Companies Blamed AI for 55,000 Layoffs in 2025 — And the Cuts Are Accelerating in 2026

Companies directly cited artificial intelligence in 55,000 job cuts during 2025 — more than 12 times the number attributed to AI just two years earlier, according to outplacement firm Challenger, Gray and Christmas. In early 2026, the pace is accelerating: Block is cutting nearly half its workforce, Pinterest is redirecting resources toward AI, and Amazon eliminated 16,000 positions after its CEO predicted AI would shrink white-collar headcount. But economists are divided on whether AI is truly replacing these workers — or whether companies are using the technology as a convenient excuse for restructuring.

How many jobs has AI actually displaced?

The numbers are stark and growing fast.
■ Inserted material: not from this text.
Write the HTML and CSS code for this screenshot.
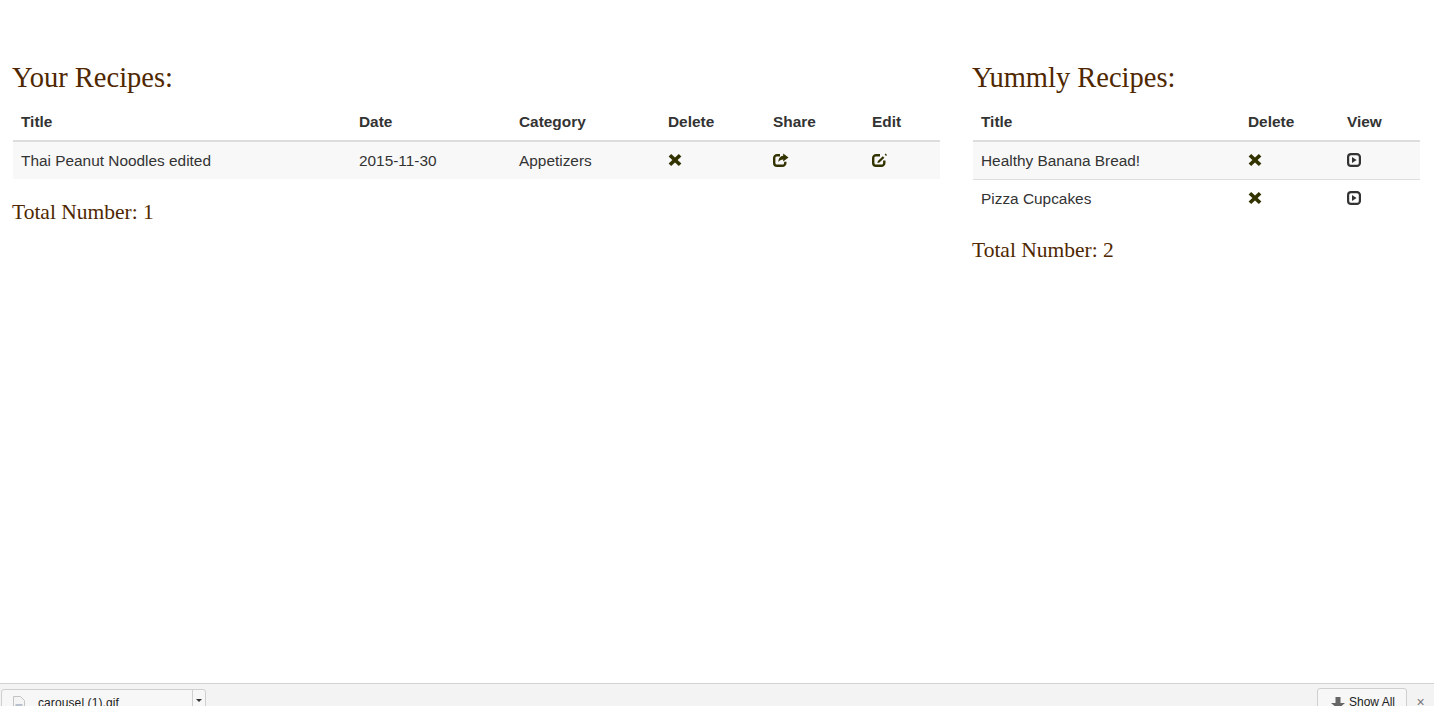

In 2025, companies directly pointed to AI in announcing 55,000 job cuts, according to CBS News, citing data from Challenger, Gray and Christmas. Of those, 51,000 were in the technology sector, concentrated in states like California and Washington.

That's a dramatic escalation. Just two years earlier, only about 4,600 layoffs were attributed to AI. The 12-fold increase reflects a shift from companies merely investing in AI to actively restructuring around it.

"After years of pouring money into AI in a bid to boost efficiency and productivity, companies are under pressure to demonstrate the gains," said Andrew Challenger, chief revenue officer of the outplacement firm. "That means jobs being replaced with artificial intelligence."

Which companies are cutting jobs because of AI in 2026?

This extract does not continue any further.